The Cartel of the Suns has not only forged alliances with the FARC, but with FARC dissidents and the National Liberation Army (ELN), who are the main drug suppliers in Venezuela, experts contend. These alliances allow them to maintain a constant flow of cocaine and other illicit products.
The Cartel maintains a significant foothold in border states with Colombia, such as Apure, Zulia, and Tachira, where most narcotrafficking activity is concentrated. According to InSight Crime, the Bolivarian National Guard plays a pivotal role in controlling these areas and protecting drug trafficking routes.
“The main role of the Venezuelan military involved in drug trafficking is to allow the safe passage of cocaine shipments and to approve the arrival and departure of aircraft, which transport the drugs to other countries,” InSight Crime indicated. This organization has facilitated the smuggling of cocaine into the region and the United States for more than 20 years, experts say.
For Carlos Tablante, former president of Venezuela’s National Commission against the Illicit Use of Drugs (Conacuid) and a former member of Venezuela’s 1999 National Constituent Assembly, this situation transcends a mere drug trafficking conspiracy. He argues it represents an entire regime co-opted by illegal activities, which is “engrained into power.”
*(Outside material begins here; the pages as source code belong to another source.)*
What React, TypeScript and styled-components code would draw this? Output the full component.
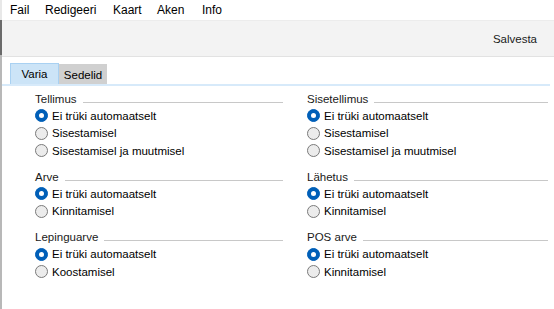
import styled, { createGlobalStyle } from "styled-components";

interface Group {
    title: string;
    options: string[];
}

const leftGroups: Group[] = [
    { title: "Tellimus", options: ["Ei trüki automaatselt", "Sisestamisel", "Sisestamisel ja muutmisel"] },
    { title: "Arve", options: ["Ei trüki automaatselt", "Kinnitamisel"] },
    { title: "Lepinguarve", options: ["Ei trüki automaatselt", "Koostamisel"] },
];

const rightGroups: Group[] = [
    { title: "Sisetellimus", options: ["Ei trüki automaatselt", "Sisestamisel", "Sisestamisel ja muutmisel"] },
    { title: "Lähetus", options: ["Ei trüki automaatselt", "Kinnitamisel"] },
    { title: "POS arve", options: ["Ei trüki automaatselt", "Kinnitamisel"] },
];

// menu label and the width of its slot
const menuItems: [string, number][] = [
    ["Fail", 35],
    ["Redigeeri", 68],
    ["Kaart", 44],
    ["Aken", 45],
    ["Info", 40],
];

const GlobalStyle = createGlobalStyle`
    html, body {
        margin: 0;
        padding: 0;
        background: #ffffff;
    }
    body {
        font-family: "Liberation Sans", Arial, sans-serif;
        font-size: 11.5px;
        color: #1a1a1a;
    }
`;

const Window = styled.div`
    display: flex;
    width: 554px;
    height: 309px;
    overflow: hidden;
    background: #ffffff;
`;

// left edge of the window behind
const Edge = styled.div`
    width: 2px;
    flex-shrink: 0;
    background: linear-gradient(to bottom, #e8e8e8 0, #e8e8e8 20px, #6a6a6a 20px, #6a6a6a 55px, #b8b8b8 55px);
`;

const Main = styled.div`
    flex: 1;
    display: flex;
    flex-direction: column;
`;

const MenuBar = styled.div`
    height: 20px;
    display: flex;
    align-items: center;
    padding-left: 8px;
    background: #ffffff;
`;

const MenuItem = styled.span<{ $w: number }>`
    width: ${p => p.$w}px;
    font-size: 12px;
    color: #000;
`;

const Toolbar = styled.div`
    height: 35px;
    display: flex;
    align-items: center;
    justify-content: flex-end;
    padding-right: 17px;
    background: #f3f3f3;
    border-top: 1px solid #ececec;
    border-bottom: 1px solid #e2e2e2;
`;

const ToolButton = styled.span`
    font-size: 11.5px;
    color: #1a1a1a;
`;

const TabStrip = styled.div`
    display: flex;
    align-items: flex-end;
    margin-top: 6px;
    padding-left: 8px;
    height: 21px;
`;

const Tab = styled.div<{ $active?: boolean; $w: number }>`
    box-sizing: border-box;
    width: ${p => p.$w}px;
    height: ${p => (p.$active ? "21px" : "20px")};
    display: flex;
    align-items: center;
    justify-content: center;
    font-size: 11.5px;
    color: #000;
    background: ${p => (p.$active ? "#cce4f7" : "#d0d0d0")};
    border: 1px solid ${p => (p.$active ? "#a9d1f2" : "#d0d0d0")};
    border-bottom: none;
`;

const Panel = styled.div`
    margin-right: 4px;
    border-top: 2px solid #d7eafa;
    padding: 4px 2px 0 33px;
    display: grid;
    grid-template-columns: 248px 1fr;
    column-gap: 24px;
`;

const Column = styled.div`
    display: flex;
    flex-direction: column;
    gap: 8.5px;
`;

const GroupBox = styled.div`
    display: flex;
    flex-direction: column;
`;

const GroupTitle = styled.div`
    height: 17px;
    display: flex;
    align-items: center;
    gap: 6px;
    font-size: 11.5px;
    color: #1a1a1a;
`;

const Rule = styled.div`
    flex: 1;
    height: 1px;
    margin-top: 7px;
    background: #c8c8c8;
`;

const OptionRow = styled.label`
    height: 17.5px;
    display: flex;
    align-items: center;
    gap: 4px;
    font-size: 11.5px;
    color: #000;
`;

const RadioDot = styled.span<{ $checked?: boolean }>`
    box-sizing: border-box;
    width: 13px;
    height: 13px;
    border-radius: 50%;
    flex-shrink: 0;
    display: flex;
    align-items: center;
    justify-content: center;
    background: ${p => (p.$checked ? "#005fb8" : "#ececec")};
    border: 1px solid ${p => (p.$checked ? "#005fb8" : "#7a7a7a")};

    &::after {
        content: "";
        display: ${p => (p.$checked ? "block" : "none")};
        width: 5px;
        height: 5px;
        border-radius: 50%;
        background: #ffffff;
    }
`;

function OptionGroup({ group }: { group: Group }) {
    return (
        <GroupBox>
            <GroupTitle>
                <span>{group.title}</span>
                <Rule />
            </GroupTitle>
            {group.options.map((o, i) => (
                <OptionRow key={o}>
                    <RadioDot $checked={i === 0} />
                    {o}
                </OptionRow>
            ))}
        </GroupBox>
    );
}

export default function App() {
    return (
        <Window>
            <GlobalStyle />
            <Edge />
            <Main>
                <MenuBar>
                    {menuItems.map(([m, w]) => (
                        <MenuItem key={m} $w={w}>{m}</MenuItem>
                    ))}
                </MenuBar>
                <Toolbar>
                    <ToolButton>Salvesta</ToolButton>
                </Toolbar>
                <TabStrip>
                    <Tab $active $w={49}>Varia</Tab>
                    <Tab $w={48}>Sedelid</Tab>
                </TabStrip>
                <Panel>
                    <Column>
                        {leftGroups.map(g => (
                            <OptionGroup key={g.title} group={g} />
                        ))}
                    </Column>
                    <Column>
                        {rightGroups.map(g => (
                            <OptionGroup key={g.title} group={g} />
                        ))}
                    </Column>
                </Panel>
            </Main>
        </Window>
    );
}
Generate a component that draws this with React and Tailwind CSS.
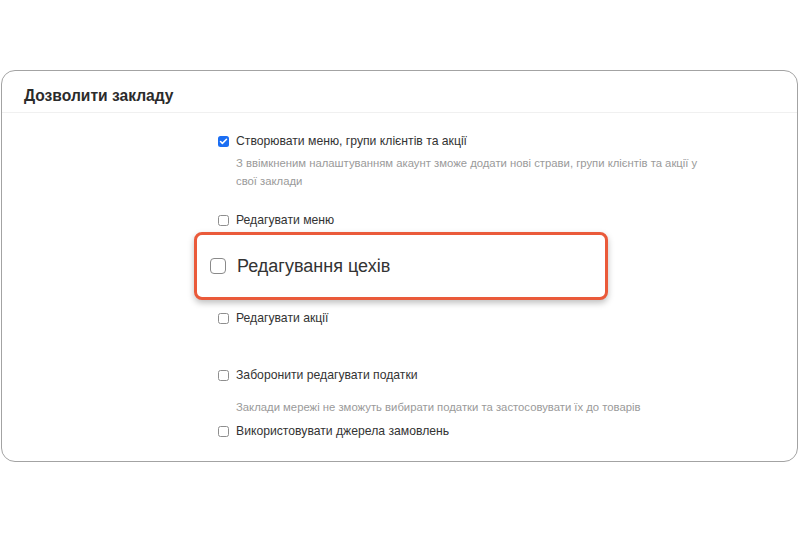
import { Check } from 'lucide-react'

function Box({ checked, big }) {
  if (big) {
    return (
      <span className="inline-block w-[16px] h-[16px] rounded-[4px] border-[1.5px] border-[#8a8a8a] bg-white shrink-0" />
    )
  }
  if (checked) {
    return (
      <span className="inline-flex items-center justify-center w-[11px] h-[11px] rounded-[2.5px] bg-[#1b6ef3] shrink-0">
        <Check size={9} strokeWidth={4} className="text-white" />
      </span>
    )
  }
  return <span className="inline-block w-[11px] h-[11px] rounded-[2.5px] border border-[#8e8e8e] bg-white shrink-0" />
}

function Row({ label, checked }) {
  return (
    <label className="flex items-center gap-[7px] text-[12.2px] leading-[18px] text-[#333]">
      <Box checked={checked} />
      <span>{label}</span>
    </label>
  )
}

function Hint({ children }) {
  return <p className="pl-[18px] w-[480px] text-[11.3px] leading-[18px] text-[#9a9a9a]">{children}</p>
}

export default function App() {
  return (
    <div className="w-[800px] h-[533px] bg-white overflow-hidden" style={{ fontFamily: '"Liberation Sans", Arial, sans-serif' }}>
      <div className="mt-[70px] ml-[1px] w-[797px] border border-[#a3a3a3] rounded-[14px]">
        <div className="px-[22px] pt-[15px] pb-[6px] border-b border-[#f0f0f0]">
          <h2 className="text-[15.6px] leading-[20px] font-bold text-[#2b2b2b]">Дозволити закладу</h2>
        </div>
        <div className="pl-[216px] pt-[19px] pb-[21px] flex flex-col">
          <Row label="Створювати меню, групи клієнтів та акції" checked />
          <div className="mt-[4px]">
            <Hint>З ввімкненим налаштуванням акаунт зможе додати нові страви, групи клієнтів та акції у свої заклади</Hint>
          </div>
          <div className="mt-[21px]">
            <Row label="Редагувати меню" />
          </div>
          <div className="mt-[3px] -ml-[24px] w-[414px] h-[68px] border-[3px] border-[#ea5a3a] rounded-[8px] bg-white shadow-[0_3px_6px_rgba(0,0,0,0.25)] flex items-center pl-[13px] gap-[11px]">
            <Box big />
            <span className="text-[18px] leading-[22px] text-[#333]">Редагування цехів</span>
          </div>
          <div className="mt-[9px]">
            <Row label="Редагувати акції" />
          </div>
          <div className="mt-[39px]">
            <Row label="Заборонити редагувати податки" />
          </div>
          <div className="mt-[14px]">
            <Hint>Заклади мережі не зможуть вибирати податки та застосовувати їх до товарів</Hint>
          </div>
          <div className="mt-[6px]">
            <Row label="Використовувати джерела замовлень" />
          </div>
        </div>
      </div>
    </div>
  )
}
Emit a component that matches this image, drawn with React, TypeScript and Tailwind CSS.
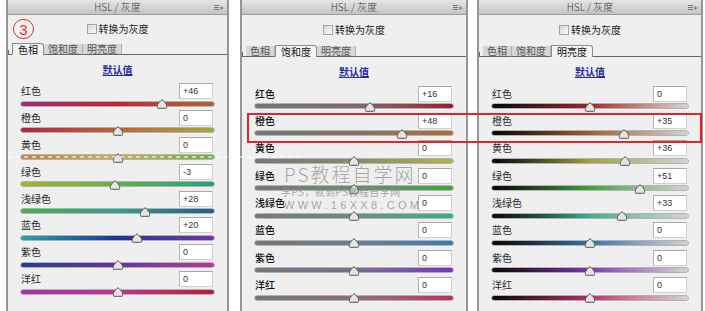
import React from "react";

type Row = { label: string; value: string; pos: number; track: string };

const hueRows: Row[] = [
  { label: "红色", value: "+46", pos: 46, track: "bg-linear-to-r from-[#9c2f78] via-[#c41f34] to-[#a8643c]" },
  { label: "橙色", value: "0", pos: 0, track: "bg-linear-to-r from-[#b21f42] via-[#c0622e] to-[#a4a640]" },
  { label: "黄色", value: "0", pos: 0, track: "bg-linear-to-r from-[#c48444] via-[#c4b252] to-[#6cb040]" },
  { label: "绿色", value: "-3", pos: -3, track: "bg-linear-to-r from-[#a8b230] via-[#5cb240] to-[#1ea084]" },
  { label: "浅绿色", value: "+28", pos: 28, track: "bg-linear-to-r from-[#44b040] via-[#2ea292] to-[#1f5f8a]" },
  { label: "蓝色", value: "+20", pos: 20, track: "bg-linear-to-r from-[#2ea2a2] via-[#1f3494] to-[#7232a6]" },
  { label: "紫色", value: "0", pos: 0, track: "bg-linear-to-r from-[#1f3a9c] via-[#6430b0] to-[#c03290]" },
  { label: "洋红", value: "0", pos: 0, track: "bg-linear-to-r from-[#a032b0] via-[#c03290] to-[#b01f3a]" },
];

const satRows: Row[] = [
  { label: "红色", value: "+16", pos: 16, track: "bg-linear-to-r from-[#767676] via-[#7e6a6c] to-[#9c1030]" },
  { label: "橙色", value: "+48", pos: 48, track: "bg-linear-to-r from-[#767676] via-[#807468] to-[#b06c30]" },
  { label: "黄色", value: "0", pos: 0, track: "bg-linear-to-r from-[#767676] via-[#8a8a6a] to-[#b4b440]" },
  { label: "绿色", value: "0", pos: 0, track: "bg-linear-to-r from-[#767676] via-[#6c8a6c] to-[#3ca63c]" },
  { label: "浅绿色", value: "0", pos: 0, track: "bg-linear-to-r from-[#767676] via-[#6a8c84] to-[#2cb08e]" },
  { label: "蓝色", value: "0", pos: 0, track: "bg-linear-to-r from-[#767676] via-[#6c7c8e] to-[#2e7ec4]" },
  { label: "紫色", value: "0", pos: 0, track: "bg-linear-to-r from-[#767676] via-[#7a6c8e] to-[#7a2ec4]" },
  { label: "洋红", value: "0", pos: 0, track: "bg-linear-to-r from-[#767676] via-[#8a6c7e] to-[#c42266]" },
];

const lumRows: Row[] = [
  { label: "红色", value: "0", pos: 0, track: "bg-linear-to-r from-[#080808] via-[#a6202e] to-[#d2d2d2]" },
  { label: "橙色", value: "+35", pos: 35, track: "bg-linear-to-r from-[#080808] via-[#a2602e] to-[#d2d2d2]" },
  { label: "黄色", value: "+36", pos: 36, track: "bg-linear-to-r from-[#080808] via-[#a4a232] to-[#d2d2d2]" },
  { label: "绿色", value: "+51", pos: 51, track: "bg-linear-to-r from-[#080808] via-[#3ca43c] to-[#d2d2d2]" },
  { label: "浅绿色", value: "+33", pos: 33, track: "bg-linear-to-r from-[#080808] via-[#30b092] to-[#d2d2d2]" },
  { label: "蓝色", value: "0", pos: 0, track: "bg-linear-to-r from-[#080808] via-[#3474b2] to-[#d2d2d2]" },
  { label: "紫色", value: "0", pos: 0, track: "bg-linear-to-r from-[#080808] via-[#8432b4] to-[#d2d2d2]" },
  { label: "洋红", value: "0", pos: 0, track: "bg-linear-to-r from-[#080808] via-[#c42272] to-[#d2d2d2]" },
];

function Thumb({ pos }: { pos: number }) {
  return (
    <svg
      width="11"
      height="10"
      viewBox="0 0 11 10"
      className="absolute top-0 -translate-x-1/2"
      style={{ left: `${50 + pos / 2}%` }}
    >
      <path
        d="M5.5 0.8 C6.2 0.8 10.2 5 10.2 6.4 L10.2 8.5 C10.2 9 9.8 9.3 9.3 9.3 L1.7 9.3 C1.2 9.3 0.8 9 0.8 8.5 L0.8 6.4 C0.8 5 4.8 0.8 5.5 0.8 Z"
        fill="#e4e4e4"
        stroke="#555"
        strokeWidth="1"
      />
    </svg>
  );
}

function TitleBar() {
  return (
    <div className="relative h-[15px] shrink-0 flex items-center justify-center bg-linear-to-b from-[#e6e6e6] to-[#c4c4c4] border-b border-[#9c9c9c] text-[10px] leading-none text-[#3a3a3a] font-light">
      HSL / 灰度
      <svg width="10" height="6" viewBox="0 0 10 6" className="absolute right-[3px] top-[5px]">
        <path d="M0 0.5h5M0 2.5h5M0 4.5h5" stroke="#777" strokeWidth="1" />
        <path d="M6.5 1 L9.5 3 L6.5 5 Z" fill="#777" />
      </svg>
    </div>
  );
}

function Tabs({ active }: { active: number }) {
  const names = ["色相", "饱和度", "明亮度"];
  return (
    <div className="h-[12px] shrink-0 flex items-end">
      <div className="w-[4px] h-[5px] border-b border-l border-[#666]" />
      {names.map((t, i) =>
        i === active ? (
          <div
            key={t}
            className="h-[12px] px-[5px] bg-[#f3f3f3] border-t border-x border-[#8e8e8e] rounded-tr-[3px] text-[10px] leading-[11px] text-[#111]"
          >
            {t}
          </div>
        ) : (
          <div
            key={t}
            className="h-[11px] px-[4px] bg-[#d6d6d6] border-b border-r border-[#666] border-r-[#b0b0b0] text-[10px] leading-[10px] text-[#555]"
          >
            {t}
          </div>
        )
      )}
      <div className="flex-1 border-b border-[#666]" />
    </div>
  );
}

function Panel({
  className,
  rows,
  active,
  rowH,
  checkH,
  linkH,
  bold,
}: {
  className: string;
  rows: Row[];
  active: number;
  rowH: string;
  checkH: string;
  linkH: string;
  bold?: boolean;
}) {
  return (
    <div className={`${className} h-[311px] shrink-0 flex flex-col bg-[#efefef] border-x-2 border-[#969696]`}>
      <TitleBar />
      <div className={`${checkH} shrink-0 flex items-center justify-center gap-[2px]`}>
        <span className="w-[10px] h-[10px] border border-[#a4a4a4] bg-linear-to-br from-[#d8d8d8] to-[#fafafa]" />
        <span className="text-[10px] leading-none text-[#1a1a1a]">转换为灰度</span>
      </div>
      <Tabs active={active} />
      <div className={`${linkH} shrink-0 flex justify-center pt-[10px]`}>
        <span className="text-[10px] leading-none font-bold text-[#2b2b9c] underline underline-offset-1">默认值</span>
      </div>
      {rows.map((r) => (
        <div key={r.label} className={`${rowH} shrink-0 px-[13px]`}>
          <div className="mt-[3px] h-[16px] flex items-center justify-between">
            <span className={`text-[10px] leading-none ${bold ? "font-medium text-[#111]" : "text-[#2a2a2a]"}`}>
              {r.label}
            </span>
            <span className="mr-[1px] w-[34px] h-[16px] bg-white border border-[#cfcfcf] border-t-[#a8a8a8] border-l-[#b4b4b4] pl-[3px] text-[9px] leading-[14px] text-[#333] font-['Liberation_Sans',sans-serif]">
              {r.value}
            </span>
          </div>
          <div className="relative h-[9px] flex items-center">
            <div className={`w-full h-[4px] rounded-full ${r.track} shadow-[0_0_0_0.5px_rgba(40,40,40,0.6)]`} />
            <Thumb pos={r.pos} />
          </div>
        </div>
      ))}
    </div>
  );
}

export default function App() {
  return (
    <div className="relative w-[705px] h-[311px] overflow-hidden bg-white font-['Noto_Sans_CJK_SC',sans-serif]">
      <div className="flex pl-[6px]">
        <Panel className="w-[223px]" rows={hueRows} active={0} rowH="h-[26.9px]" checkH="h-[28px]" linkH="h-[25px]" />
        <Panel className="ml-[11px] w-[228px]" rows={satRows} active={1} rowH="h-[27.4px]" checkH="h-[30px]" linkH="h-[25.5px]" bold />
        <Panel className="ml-[9px] w-[226px]" rows={lumRows} active={2} rowH="h-[27.4px]" checkH="h-[30px]" linkH="h-[25.5px]" />
      </div>

      {/* step marker */}
      <div className="absolute left-[13px] top-[19px] w-[21px] h-[20px] rounded-full border-[1.5px] border-[#d8332c] flex items-center justify-center text-[15px] leading-none text-[#d8332c] font-['Liberation_Sans',sans-serif]">
        3
      </div>

      {/* highlight box */}
      <div className="absolute left-[247px] top-[113px] w-[455px] h-[30px] border-2 border-[#d42a2e]" />

      {/* watermark streak */}
      <div className="absolute left-0 top-[156px] w-[300px] h-[2px] bg-[repeating-linear-gradient(90deg,rgba(255,255,255,0.55)_0_4px,transparent_4px_8px)]" />

      {/* watermark */}
      <div className="absolute left-[284px] top-[162px] flex flex-col text-[#8a8a8a]/75">
        <span className="text-[19px] leading-[23px] tracking-[2px] font-light">PS教程自学网</span>
        <span className="-ml-[3px] text-[10px] leading-[13px] tracking-[0.4px]">学PS，就到PS教程自学网</span>
        <span className="text-[11px] leading-[14px] tracking-[3.3px] font-['Liberation_Sans',sans-serif]">WWW.16XX8.COM</span>
      </div>
    </div>
  );
}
“The Venezuelan regime maintains a criminal state, where one component of criminal activities is drug trafficking. But I don’t know if it’s the most important, or in any case it wasn’t the most important when we had an income from oil production and from the differential exchange business,” Tablante told Diálogo in an August 2024 interview.
With reduced oil production, drug trafficking has gained prominence. “I have no doubt that the members of the Cartel of the Suns are the main operators of this kleptocratic structure,” he concluded.